#### [WHAT IS REQUIRED]
Which lines contain the string "this"? Please list every one of them.

#### [AVAILABLE DATA]
========================
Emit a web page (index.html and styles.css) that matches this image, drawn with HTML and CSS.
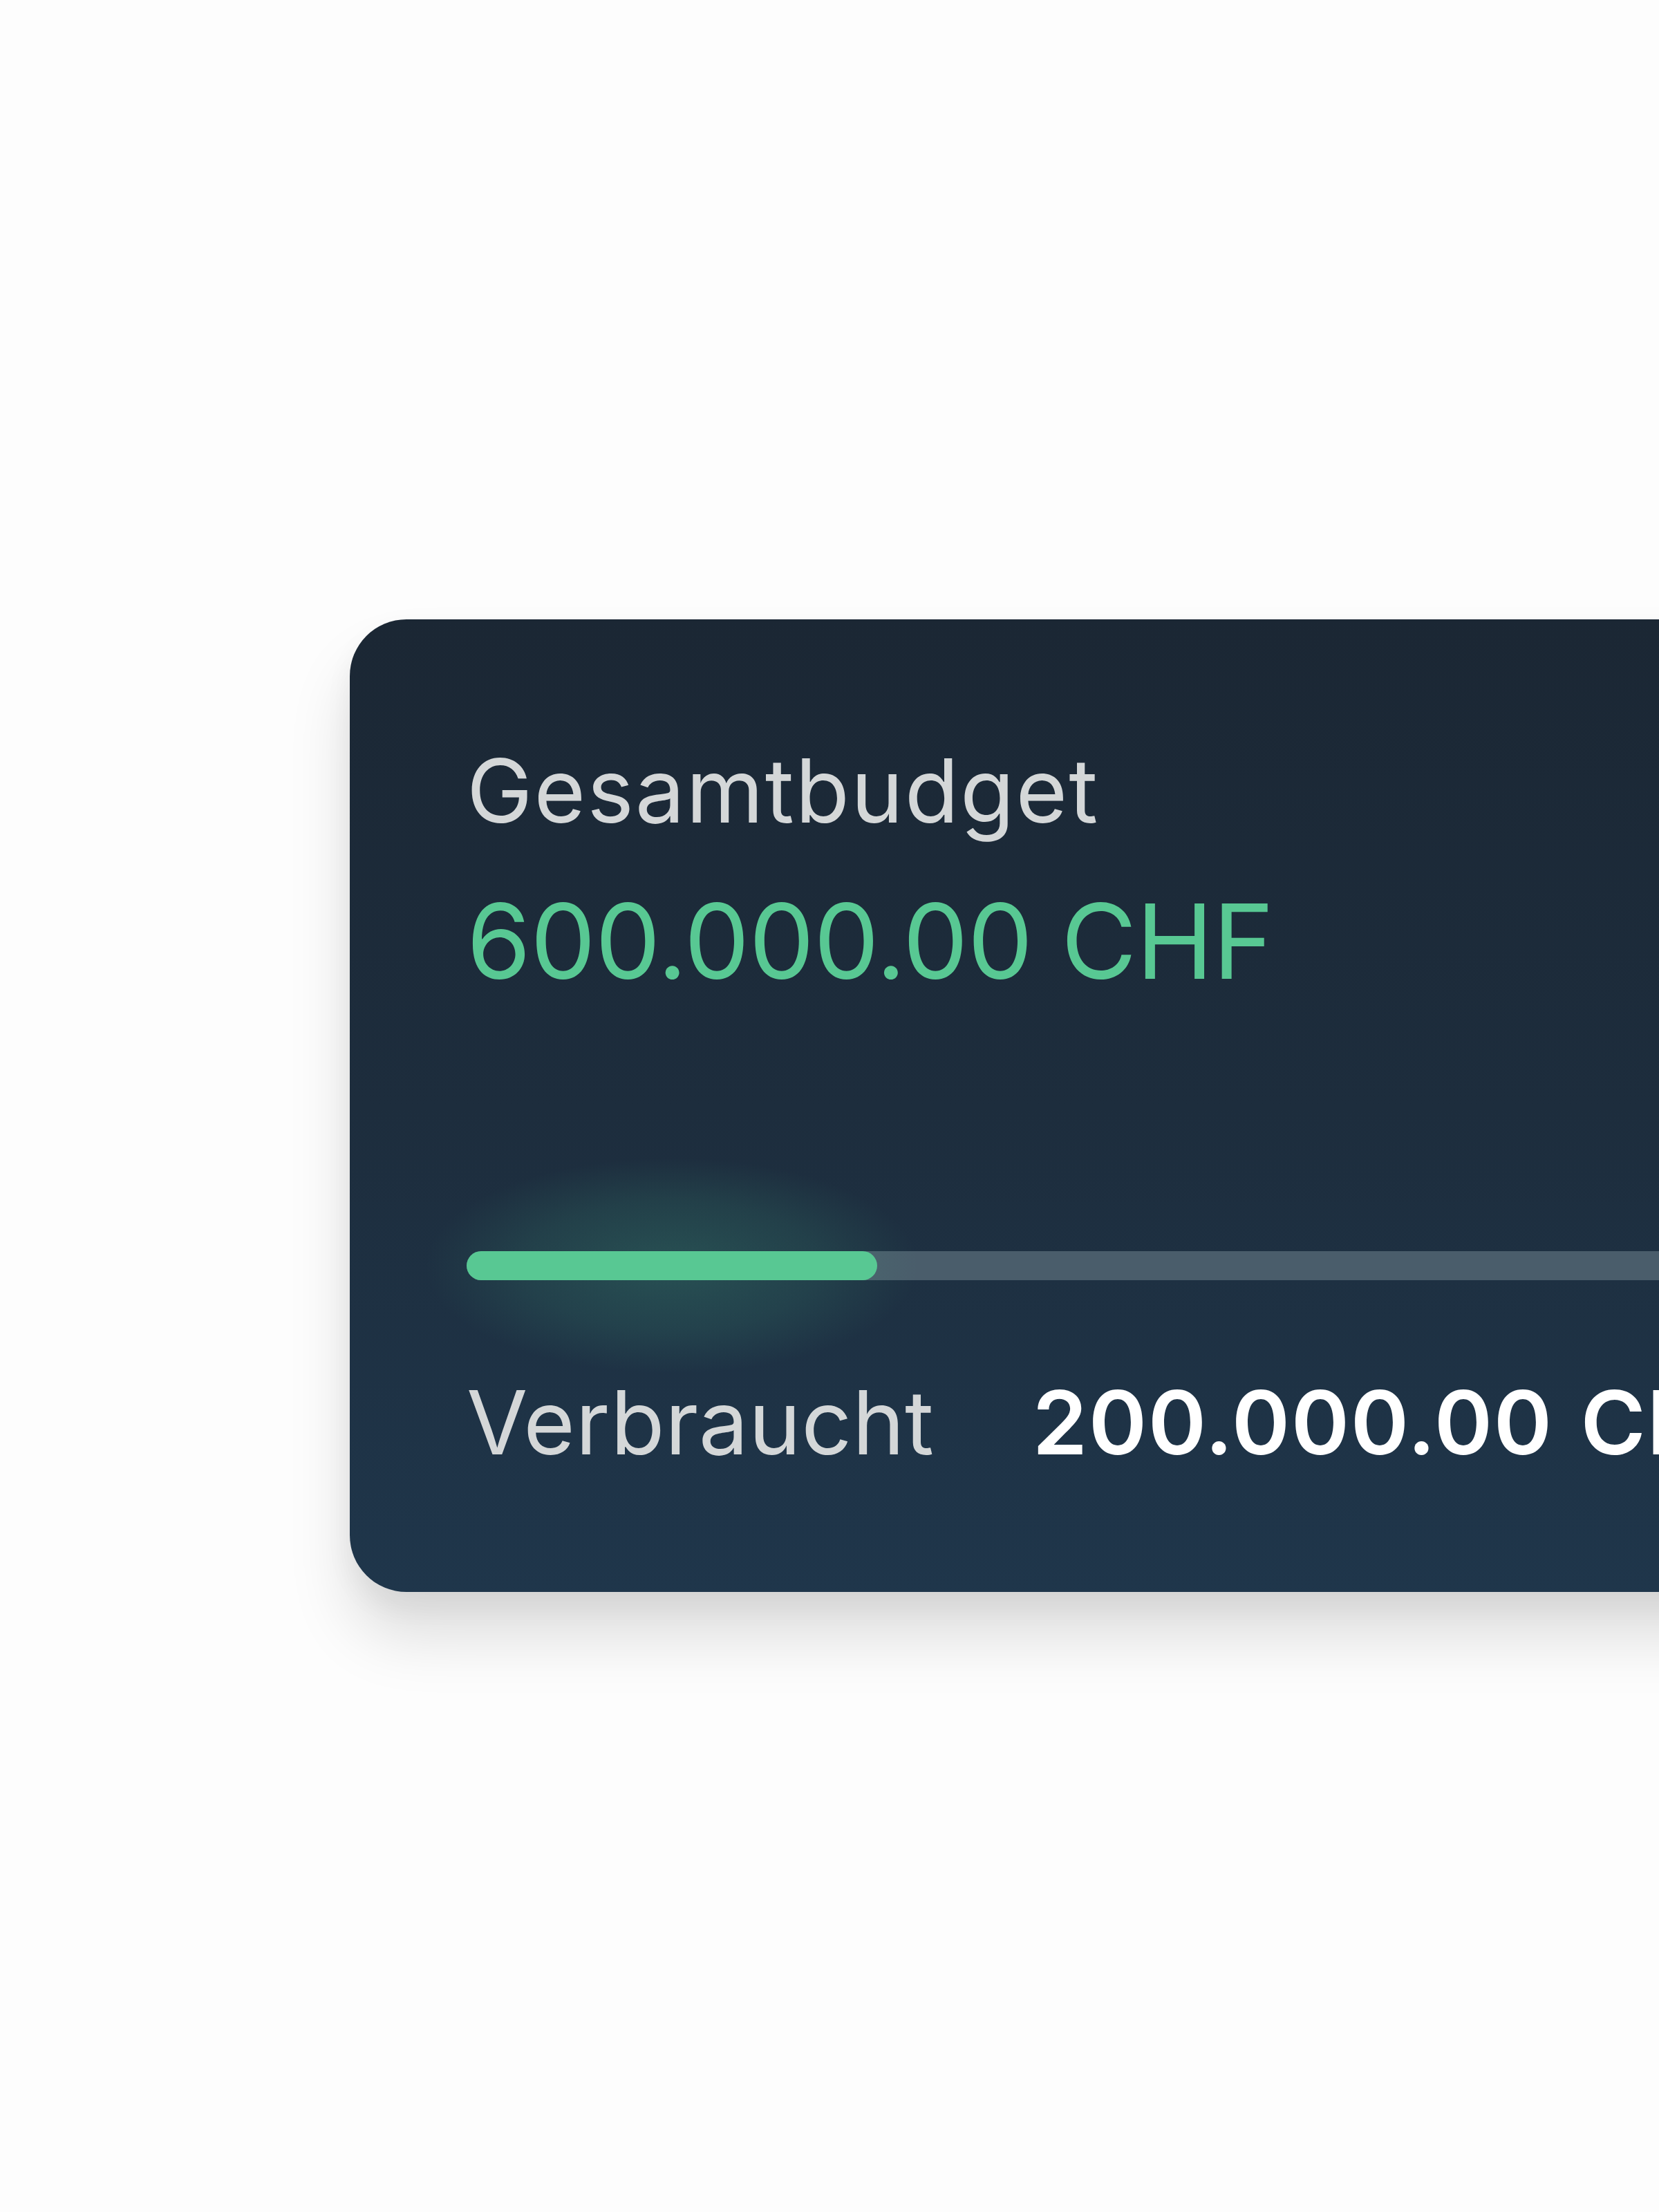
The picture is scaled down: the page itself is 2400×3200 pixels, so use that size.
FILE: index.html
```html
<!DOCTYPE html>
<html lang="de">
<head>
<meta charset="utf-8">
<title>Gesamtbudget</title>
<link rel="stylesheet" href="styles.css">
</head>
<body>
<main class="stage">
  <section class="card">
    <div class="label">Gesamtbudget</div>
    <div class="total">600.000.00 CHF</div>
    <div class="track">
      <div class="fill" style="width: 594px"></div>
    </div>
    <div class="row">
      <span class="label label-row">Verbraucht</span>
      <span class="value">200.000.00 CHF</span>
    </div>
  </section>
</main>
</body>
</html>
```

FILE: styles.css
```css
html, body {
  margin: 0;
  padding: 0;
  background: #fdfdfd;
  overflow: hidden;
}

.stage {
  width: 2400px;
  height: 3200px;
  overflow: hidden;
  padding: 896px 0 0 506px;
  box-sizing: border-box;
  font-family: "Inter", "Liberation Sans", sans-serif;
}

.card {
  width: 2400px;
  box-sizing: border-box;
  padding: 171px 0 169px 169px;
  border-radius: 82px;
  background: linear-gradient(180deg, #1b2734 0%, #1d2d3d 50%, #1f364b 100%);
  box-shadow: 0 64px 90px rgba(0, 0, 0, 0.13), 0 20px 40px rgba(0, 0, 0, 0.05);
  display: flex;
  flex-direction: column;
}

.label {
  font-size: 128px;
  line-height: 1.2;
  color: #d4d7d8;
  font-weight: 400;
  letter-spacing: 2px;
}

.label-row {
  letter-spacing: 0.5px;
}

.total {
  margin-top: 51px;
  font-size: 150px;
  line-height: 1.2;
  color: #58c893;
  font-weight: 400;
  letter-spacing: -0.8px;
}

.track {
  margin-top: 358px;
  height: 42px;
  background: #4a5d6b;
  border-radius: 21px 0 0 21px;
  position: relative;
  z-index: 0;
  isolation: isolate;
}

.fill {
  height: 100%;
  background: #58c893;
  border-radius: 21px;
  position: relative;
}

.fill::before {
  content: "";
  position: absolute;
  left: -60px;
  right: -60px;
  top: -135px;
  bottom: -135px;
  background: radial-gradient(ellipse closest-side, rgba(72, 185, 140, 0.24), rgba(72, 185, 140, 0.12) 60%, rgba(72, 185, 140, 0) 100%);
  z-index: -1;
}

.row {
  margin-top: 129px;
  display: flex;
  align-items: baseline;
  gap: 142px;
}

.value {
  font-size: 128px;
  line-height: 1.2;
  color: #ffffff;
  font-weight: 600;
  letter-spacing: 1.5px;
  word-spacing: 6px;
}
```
========================
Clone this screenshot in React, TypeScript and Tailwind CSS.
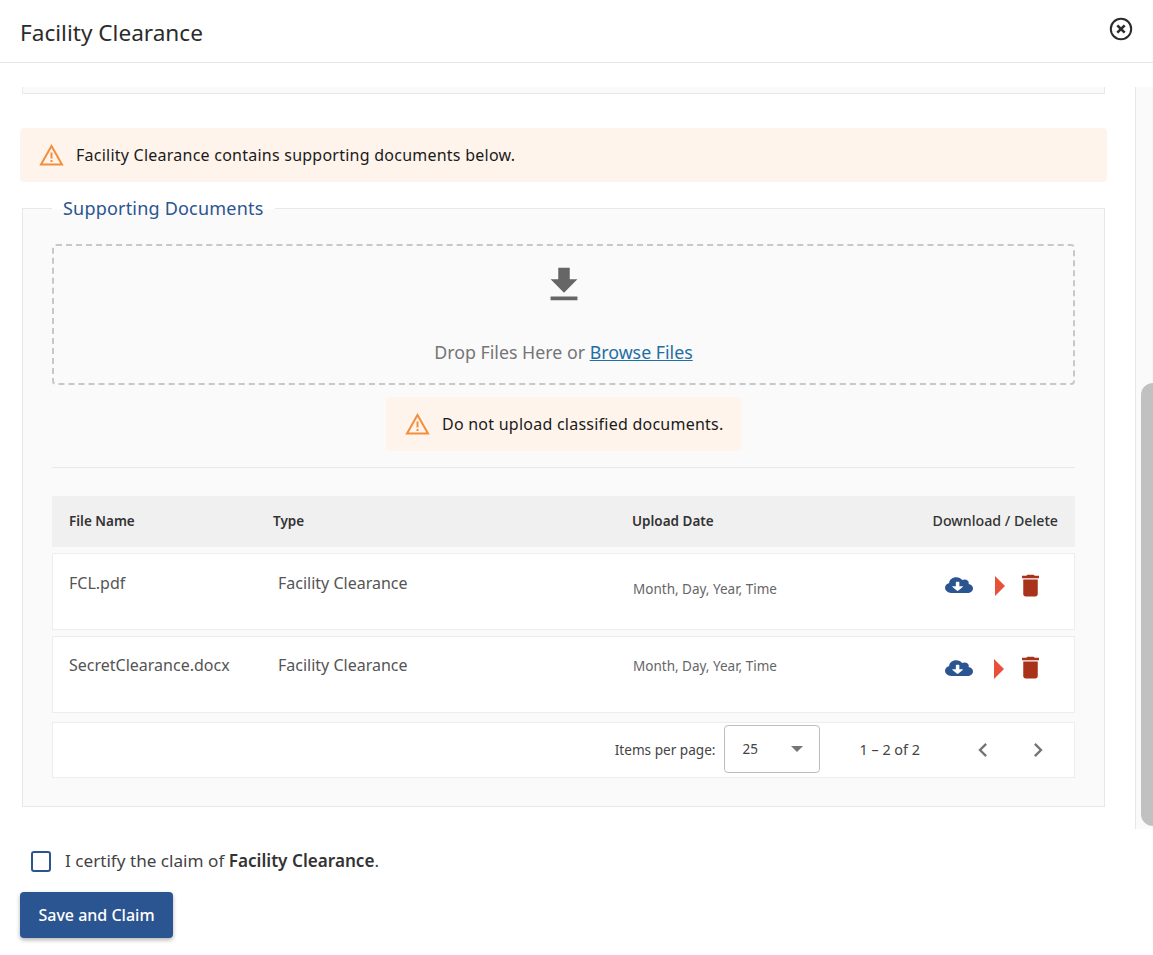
========================
#### [FULL RESPONSE]
Emit a web page (index.html and styles.css) that matches this image, drawn with HTML and CSS.
Clone this screenshot in React, TypeScript and Tailwind CSS.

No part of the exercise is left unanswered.